Just for fun, I had google translate that `famous` phrase:
"At other times the wolves ate them bearded, they long fought who the Barbettis eat their wolves."
Limitations of the resource!
The phrase would be better rendered, "Once, the wolves ate the dogs, but now the dogs eat the wolves"
barbetti is I think a dialect term for 'dog' or 'hound' (cognate with the Italian word barba 'beard) signfying the ravening quality of the banditti and a range of other uncomplimentary associations with wild, hairy canines.
The Waldenses (named after C12th Waldo of Lyons) were nicknamed 'barbets' in French, similarly cognate with barbe. the French word for 'beard.' I have seen nothing conclusive but the suggestion is that it wasn't a complimentary term. In French barbet came to be a generic name for a dog with a long, curly, woolly coat. and today denotes a rare breed of French water dog similar to the Poodle or Portuguese cão de água.
The epithet may however have derived originally from the name given to Waldeneian ministers- 'barba' -a dialect word (?Occitan) for 'uncle,' probably cognate with other Romance words for 'beard' (with the sense of 'an elder,' perhaps alluding also to a wild Old Testament appearance).

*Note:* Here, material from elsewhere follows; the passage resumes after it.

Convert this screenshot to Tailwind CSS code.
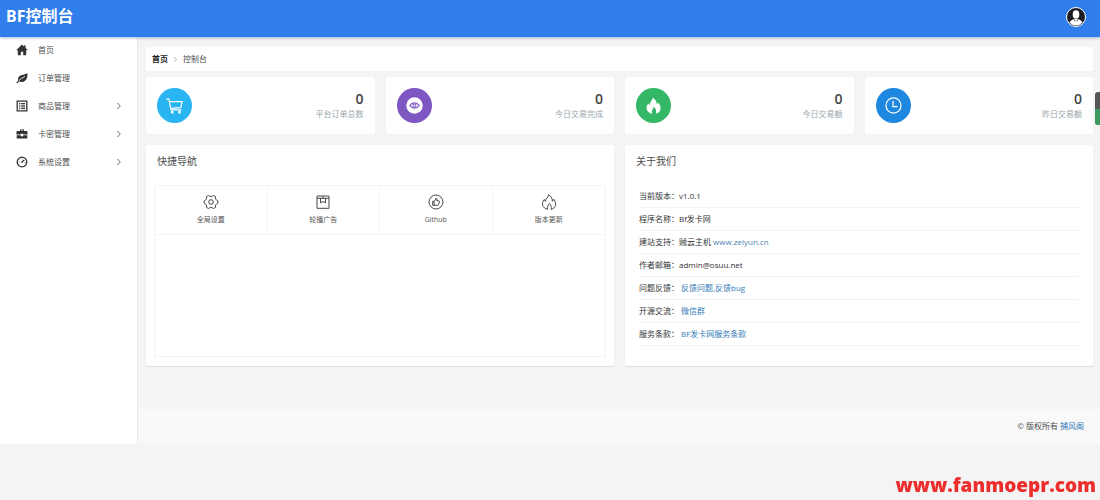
<!DOCTYPE html>
<html lang="zh-CN">
<head>
  <meta charset="UTF-8">
  <meta name="viewport" content="width=device-width, initial-scale=1.0">
  <title>BF控制台</title>
  <script src="https://cdn.jsdelivr.net/npm/@tailwindcss/browser@4"></script>
</head>
<body class="bg-[#f4f4f4] text-[#4d4d4d] text-[8px] leading-[12px] font-['Open_Sans','Noto_Sans_CJK_SC',sans-serif]">
  <!-- Header -->
  <header class="relative z-10 h-[37px] flex items-center justify-between pl-[6px] pr-[14px] bg-[#307eec] shadow-[0_1px_3px_rgba(30,60,120,0.35)]">
    <h1 class="text-[16px] leading-[20px] pb-[6px] font-bold text-white font-['Noto_Sans','Noto_Sans_CJK_SC',sans-serif]">BF控制台</h1>
    <button type="button" aria-label="用户" class="size-[20px] mb-[3px]">
      <svg viewBox="0 0 20 20" class="size-full">
        <circle cx="10" cy="10" r="9.5" fill="#1d1d27" stroke="#fff" stroke-width="1"/>
        <path d="M3.400 15.600c1-2.200 3-3 5-3.600h3.200c2 .6 4 1.400 5 3.600a9 9 0 0 1-13.200 0z" fill="#fff"/>
        <ellipse cx="10" cy="7.500" rx="3.300" ry="4.200" fill="#fff"/>
        <path d="M8 12.300l1.300.9-.3 1.800zM12 12.300l-1.300.9.3 1.800z" fill="#1d1d27"/>
      </svg>
    </button>
  </header>

  <div class="flex">
    <!-- Sidebar -->
    <nav class="w-[138px] shrink-0 bg-white border-r border-[#e9e9e9]">
      <ul class="-mt-px">
        <li><a href="#" class="flex items-center h-[28px] pl-4 pr-[15px]">
          <svg viewBox="0 0 12 12" class="size-3" fill="#333"><path d="M6 .5L.2 6.200h1.600v5h3V7.800h2.400v3.400h3v-5h1.600L9.600 4V1.200H8.200v1.500z"/></svg>
          <span class="ml-[10px]">首页</span>
        </a></li>
        <li><a href="#" class="flex items-center h-[28px] pl-4 pr-[15px]">
          <svg viewBox="0 0 12 12" class="size-3" fill="#333"><path d="M11.300 1c.6 4.300-.8 8.600-5.300 9-1.200.1-2.200-.2-3-.5l-1.800 1.700-.9-.6 2-2C1.400 6.300 2.600 4 5.500 3.100 8 2.400 10 2.500 11.300 1z"/><path d="M3 8.500C5 6.500 6.600 6 9 4.400" fill="none" stroke="#fff" stroke-width=".9"/></svg>
          <span class="ml-[10px]">订单管理</span>
        </a></li>
        <li><a href="#" class="flex items-center h-[28px] pl-4 pr-[15px]">
          <svg viewBox="0 0 12 12" class="size-3" fill="none" stroke="#333"><path d="M1.200 1.200h9.600v9.600H1.200z" stroke-width="1.300"/><path d="M3 3.500h1.300M3 5.200h1.300M3 6.900h1.300M3 8.600h1.300M5.200 3.500H9M5.200 5.200H9M5.200 6.900H9M5.200 8.600H9"/></svg>
          <span class="ml-[10px]">商品管理</span>
          <svg viewBox="0 0 6 8" class="ml-auto w-[6px] h-2" fill="none" stroke="#555" stroke-width=".9"><path d="M1.300 1l3 3-3 3"/></svg>
        </a></li>
        <li><a href="#" class="flex items-center h-[28px] pl-4 pr-[15px]">
          <svg viewBox="0 0 12 12" class="size-3" fill="#333"><path d="M4 3V1.500h4V3h2.700c.5 0 .8.300.8.800v2.700H7.200v-.8H4.800v.8H.5V3.800c0-.5.300-.8.800-.8zm.9 0h2.200v-.6H4.900zM.7 7.200h4.100v1h2.400v-1h4.100v3.300H.7z"/></svg>
          <span class="ml-[10px]">卡密管理</span>
          <svg viewBox="0 0 6 8" class="ml-auto w-[6px] h-2" fill="none" stroke="#555" stroke-width=".9"><path d="M1.300 1l3 3-3 3"/></svg>
        </a></li>
        <li><a href="#" class="flex items-center h-[28px] pl-4 pr-[15px]">
          <svg viewBox="0 0 12 12" class="size-3" fill="none" stroke="#333"><circle cx="6" cy="6" r="4.800" stroke-width="1.300"/><path d="M5.300 6.800L8.300 4" stroke-width="1.200"/><path d="M6 2.300v1M2.600 6h1M3.500 3.600l.6.600M8.500 6.500h1" stroke-width=".7"/></svg>
          <span class="ml-[10px]">系统设置</span>
          <svg viewBox="0 0 6 8" class="ml-auto w-[6px] h-2" fill="none" stroke="#555" stroke-width=".9"><path d="M1.300 1l3 3-3 3"/></svg>
        </a></li>
      </ul>
    </nav>

    <div class="flex-1 min-w-0">
      <main class="pt-[10px] pl-2 pr-[7px] pb-[43px]">
        <!-- Breadcrumb -->
        <div class="flex items-center h-[24px] px-[6px] bg-white">
          <a href="#" class="font-bold text-[#222]">首页</a>
          <svg viewBox="0 0 6 8" class="mx-[5px] w-[5px] h-[7px]" fill="none" stroke="#999" stroke-width=".9"><path d="M1.300 1l3 3-3 3"/></svg>
          <span>控制台</span>
        </div>

        <!-- Stats -->
        <div class="grid grid-cols-4 gap-[11px] mt-[6px]">
          <section class="flex items-center justify-between h-[57px] px-[11px] bg-white rounded-[2px]">
            <svg viewBox="0 0 34 34" class="size-[35px]"><circle cx="17" cy="17" r="17" fill="#29b4f2"/><g fill="none" stroke="#fff" stroke-width="1.200"><path d="M9 10.800h2.600l1.900 10.400h10.300M12.200 13.200h12.300l-1.500 5.800-9.800.7"/><circle cx="14.800" cy="23.500" r=".8"/><circle cx="21.800" cy="23.500" r=".8"/></g></svg>
            <div class="text-right">
              <p class="text-[14px] leading-[16px] font-semibold text-[#444]">0</p>
              <p class="leading-[14px] text-[#98a6ad]">平台订单总数</p>
            </div>
          </section>
          <section class="flex items-center justify-between h-[57px] px-[11px] bg-white rounded-[2px]">
            <svg viewBox="0 0 34 34" class="size-[35px]"><circle cx="17" cy="17" r="17" fill="#7e57c2"/><circle cx="17" cy="17" r="8" fill="#fff"/><path d="M12.500 17c2.200-3.300 6.800-3.300 9 0-2.200 3.300-6.800 3.300-9 0z" fill="none" stroke="#7e57c2" stroke-width="1.300"/><circle cx="17" cy="17" r="1.500" fill="none" stroke="#7e57c2"/></svg>
            <div class="text-right">
              <p class="text-[14px] leading-[16px] font-semibold text-[#444]">0</p>
              <p class="leading-[14px] text-[#98a6ad]">今日交易完成</p>
            </div>
          </section>
          <section class="flex items-center justify-between h-[57px] px-[11px] bg-white rounded-[2px]">
            <svg viewBox="0 0 34 34" class="size-[35px]"><circle cx="17" cy="17" r="17" fill="#34b868"/><path d="M16.300 9.500c3 1.800 4 4.200 3.800 6.300.8-.4 1.200-1 1.400-1.800 3.600 4 3.200 9.500-2 11 .6-2.800-.2-5.300-2.300-6.900-.4 2-2.600 3.900-1.500 6.900-5.500-1-7-6.400-3.700-10 .2.800.5 1.300 1.100 1.600.2-3 2.900-4.200 3.200-7.100z" fill="#fff"/></svg>
            <div class="text-right">
              <p class="text-[14px] leading-[16px] font-semibold text-[#444]">0</p>
              <p class="leading-[14px] text-[#98a6ad]">今日交易额</p>
            </div>
          </section>
          <section class="flex items-center justify-between h-[57px] px-[11px] bg-white rounded-[2px]">
            <svg viewBox="0 0 34 34" class="size-[35px]"><circle cx="17" cy="17" r="17" fill="#1e88e0"/><circle cx="17" cy="17" r="7.300" fill="none" stroke="#fff" stroke-width="1.200"/><path d="M16.500 12.500V18H21" fill="none" stroke="#fff" stroke-width="1.200"/></svg>
            <div class="text-right">
              <p class="text-[14px] leading-[16px] font-semibold text-[#444]">0</p>
              <p class="leading-[14px] text-[#98a6ad]">昨日交易额</p>
            </div>
          </section>
        </div>

        <div class="grid grid-cols-2 gap-[11px] mt-[11px]">
          <!-- Quick links -->
          <section class="flex flex-col px-2 pb-[9px] bg-white rounded-[2px] shadow-[0_1px_1px_rgba(0,0,0,0.1)]">
            <h2 class="h-10 pt-2 pl-[3px] text-[10px] leading-[16px]">快捷导航</h2>
            <div class="flex-1 border border-[#f4f4f4]">
              <div class="grid grid-cols-4 divide-x divide-[#f4f4f4] border-b border-[#f4f4f4] text-[7px] leading-[10px] text-[#555]">
                <a href="#" class="flex flex-col items-center gap-[5px] h-[48px] pt-2">
                  <svg viewBox="0 0 16 16" class="size-4" fill="none" stroke="#333" stroke-width=".9"><path d="M5.500 1.500c1.200 1.300 3.800 1.300 5 0l2 1.100c-.5 1.800.6 3.800 2.400 4.300v2.200c-1.800.5-2.900 2.500-2.400 4.300l-2 1.100c-1.200-1.300-3.800-1.300-5 0l-2-1.100C4 11.600 2.900 9.600 1.100 9.100V6.900C2.900 6.400 4 4.400 3.500 2.600z"/><circle cx="8" cy="8" r="2.300"/></svg>
                  <span>全局设置</span>
                </a>
                <a href="#" class="flex flex-col items-center gap-[5px] h-[48px] pt-2">
                  <svg viewBox="0 0 16 16" class="size-4" fill="none" stroke="#333" stroke-width=".9"><path d="M2 2h12v12.300H2zM2 4.300h12M5.500 4.300v4.500L8 7.600l2.500 1.200V4.300M8 2v2.300"/></svg>
                  <span>轮播广告</span>
                </a>
                <a href="#" class="flex flex-col items-center gap-[5px] h-[48px] pt-2">
                  <svg viewBox="0 0 16 16" class="size-4" fill="none" stroke="#333" stroke-width=".9"><circle cx="8" cy="8" r="7"/><path d="M4.700 7.300h1.400v4H4.700zM6.100 7.400c1-.8 1.600-1.900 1.700-3.200 1.300-.1 1.500 1.300 1 2.600h2c.7 0 .7.700.6 1.100l-.8 2.700c-.2.500-.5.700-1 .7H6.100"/></svg>
                  <span>Github</span>
                </a>
                <a href="#" class="flex flex-col items-center gap-[5px] h-[48px] pt-2">
                  <svg viewBox="0 0 16 16" class="size-4" fill="none" stroke="#333" stroke-width=".9"><path d="M7.600.8c3 1.900 3.900 4.200 3.700 6.300.8-.4 1.200-1 1.400-1.800 3.400 4.200 2.400 8.800-2.700 10 .6-2.800-.2-4.600-1.800-5.900-.4 1.800-2.500 3-1.700 5.900C1.300 14.100-.1 9.300 3.300 5.500c.2.900.5 1.400 1.100 1.700C4.500 4.400 7.300 3.700 7.600.8z"/></svg>
                  <span>版本更新</span>
                </a>
              </div>
            </div>
          </section>

          <!-- About -->
          <section class="px-[14px] pb-5 bg-white rounded-[2px] shadow-[0_1px_1px_rgba(0,0,0,0.1)]">
            <h2 class="h-10 pt-2 -ml-[3px] text-[10px] leading-[16px]">关于我们</h2>
            <ul class="text-[#333]">
              <li class="flex items-center h-[23px] border-b border-[#f3f3f3]">当前版本：<span>v1.0.1</span></li>
              <li class="flex items-center h-[23px] border-b border-[#f3f3f3]">程序名称：<span>Bf发卡网</span></li>
              <li class="flex items-center h-[23px] border-b border-[#f3f3f3]">建站支持：<span>贼云主机</span><a href="#" class="ml-[2px] text-[#4f81b5]">www.zeiyun.cn</a></li>
              <li class="flex items-center h-[23px] border-b border-[#f3f3f3]">作者邮箱：<span>admin@osuu.net</span></li>
              <li class="flex items-center h-[23px] border-b border-[#f3f3f3]">问题反馈：<a href="#" class="ml-[2px] text-[#337ab7]">反馈问题,反馈bug</a></li>
              <li class="flex items-center h-[23px] border-b border-[#f3f3f3]">开源交流：<a href="#" class="ml-[2px] text-[#337ab7]">微信群</a></li>
              <li class="flex items-center h-[23px] border-b border-[#f3f3f3]">服务条款：<a href="#" class="ml-[2px] text-[#337ab7]">BF发卡网服务条款</a></li>
            </ul>
          </section>
        </div>
      </main>

      <footer class="flex items-center justify-end h-[35px] pr-4 pb-[2px] bg-[#f9f9f9]">
        <p>© 版权所有 <a href="#" class="text-[#337ab7]">捕风阁</a></p>
      </footer>
    </div>
  </div>

  <!-- Floating side handle -->
  <div class="fixed right-0 top-[92px] w-[5px] h-[33px] rounded-l-[3px] overflow-hidden bg-[#555]">
    <div class="mt-[17px] h-4 bg-[#3d9a5c]"></div>
  </div>

  <p class="fixed right-1 bottom-[3px] text-[19px] leading-[24px] font-extrabold text-[#ee2d2d]">www.fanmoepr.com</p>
</body>
</html>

It wasn't such a leap for the Piedmontese who collaborated in the C17th persecution of the Waldensians to render 'barbet' as 'Calvinisti detti barbetti'.
Ironically, the Waldensian Barbets who had won a degree of security and autonomy serving the Dukes of Savoy as a border militia in their mountain districts, later collaborated in the final military suppression of the Piedmontese barbettti in the early C19th.